5. For safety, please refrain from tweeting jokes that somehow relate the eclipse to Donald Trump. The eclipse is a celestial event that has been pre-set by various orbits for a longer time than you could possibly imagine. Donald Trump is an a-hole who was voted President because we’re crazy. Point being, not everything is about Donald Trump, and I can hear the ligaments tearing from here because you’re stretching so far to make them yuk-em-ups.
6. Please pay for and download “Total Eclipse Of The Heart” as opposed to streaming it during the eclipse. Bonnie Tyler could use the cash, internet is going to be slow as fuck, and you should already own that song and have it in regular rotation, you monster. The eclipse is no excuse for poor taste in music.
7. Don’t post your eclipse pictures online. This is not physically dangerous but clearly a waste of time. And I will be forced to comment “Wat dis?” on every single one.
8. I read that pets should not be allowed outside during the eclipse in case they stare at the sun.
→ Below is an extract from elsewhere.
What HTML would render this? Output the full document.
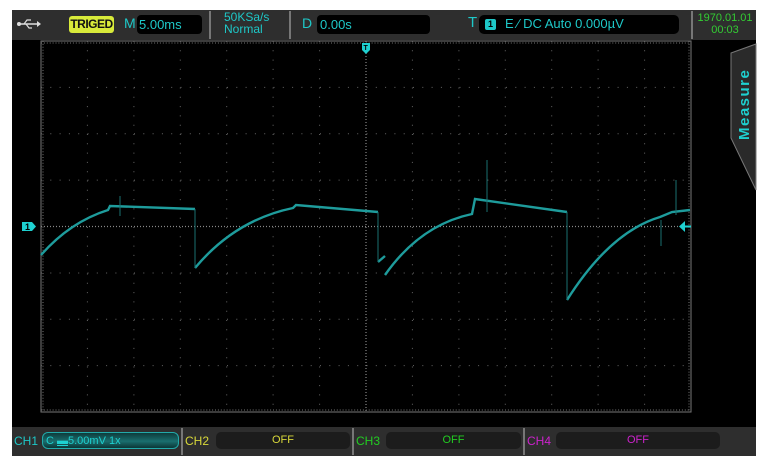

Total agreement. This is also why I recommend you keep your pets indoors when it’s raining so that they don’t stare open-mouthed at the sky and drown.
9. If you’re going to be on the road, make sure you pack the essentials. Food, water, and a hose long enough to go from the exhaust pipe of your car and into the passenger side window just in case you get in a traffic snarl from hell. Lots of people will make the mistake of getting a hose that’s too short or overly long. Plan for the worst, hope for the best, I always say, and planning, in this case, means testing your hose length.